Se infatti non c’è necessità di smobilizzare rapidamente, siamo certi che, male che vada, riceveremo ogni anno i nostri dividendi e l’investimento comunque manterrà il suo valore intrinseco, valore che prima o poi il mercato dovrà riconoscere.
Il consiglio che regaliamo ai lettori del blog, valido per ogni forma di investimento, è quindi quello di comprare titoli che, anche nel peggiore dei casi (crollo di mercato, ciclo avverso, aumento imprevisto di tassi di interesse, ecc.), continuino a pagare la cedola o il dividendo atteso. In tal caso potremo difensivamente stare fermi e attendere tempi migliori – come dice un proverbio siciliano “chinati giunco che passa la piena” - oppure, se siamo propensi al rischio e crediamo nella società, approfittare del momento di prezzi bassi per aumentare la nostra esposizione.
Il secondo fattore è invece di ordine contingente per il mercato italiano e riguarda l’incombenza delle elezioni politiche, che si terranno fra meno di un mese. Molti analisti e consulenti consigliano infatti estrema prudenza nel gestire i portafogli azionari nell’imminenza di tornate elettorali di esito imprevedibile. E nel nostro caso prudenza può solo significare ridurre l’esposizione in azioni approfittando di questo periodo in cui i prezzi sono alti e il mercato viaggia ai massimi.
In quest’ultimo caso però, ça va sans dire, dovremmo porci il problema di come impiegare le risorse che si ricaveranno dal disinvestimento, in un momento in cui i prrezzi dei titoli obbligazionari sono ancora alti.
Ma sarà poi vero che con le elezioni il mercato azionario è in pericolo? La nostra modesta opinione è che questo fattore di rischio sia generalmente sopravvalutato.
E’ vero che, qualora ci siano risultati inattesi e considerati “antisistema” - come ad esempio il successo di forze politiche che propugnano l’uscita dell’Italia dal sistema Euro - è probabile che il contraccolpo immediato sia una consistente generalizzata diminuzione dei corsi. E’ però ragionevole ritenere che il calo possa venire assorbito in tempi piuttosto brevi, al massimo attestando i valori su un livello un po’ inferiore.
Veri e propri tsunami finanziari in dipendenza di risultati elettorali sono stati in effetti molto rari nella storia recente: i mercati in genere riescono a trovare ben presto nuovi equilibri e se i fondamentali dell’economia sono solidi – come lo sono tutto sommato oggi in Italia – alla fine si torna da dove siamo partiti.
Del resto, anche in Europa abbiamo visto che dove si sono verificati risultati inattesi e non graditi dalle establishment di governo, tutto sommato grandi sconvolgimenti finanziari non si sono verificati.

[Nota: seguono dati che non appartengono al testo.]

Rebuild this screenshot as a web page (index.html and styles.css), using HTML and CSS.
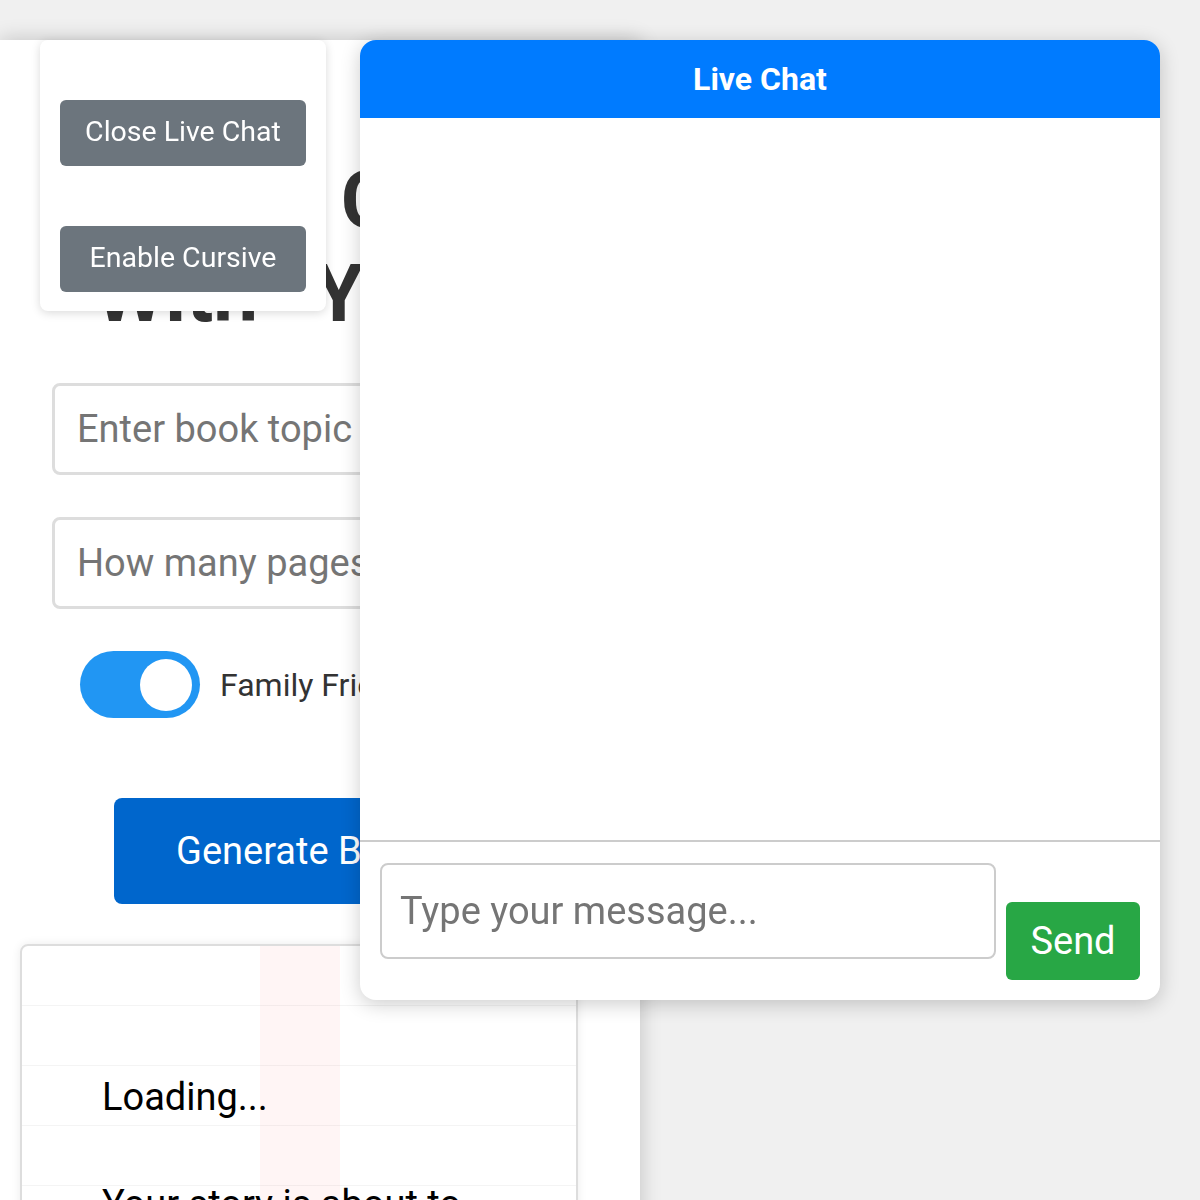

Anzi, molto spesso viene quasi il sospetto che lo spauracchio dei mercati venga evocato per fini di propaganda politica più che per motivi di rischio reali.
In conclusione, i rischi di una flessione significativa del mercato azionario italiano, if even, dipendono dagli eccessivi livelli raggiunti dalle quotazioni in questi ultimi mesi e dall’eventualità di politiche monetarie troppo restrittive. Nell’attuale fase di innegabile tonicità dell’economia, riteniamo invece che il fattore elezioni politiche non rappresenti un rischio effettivo.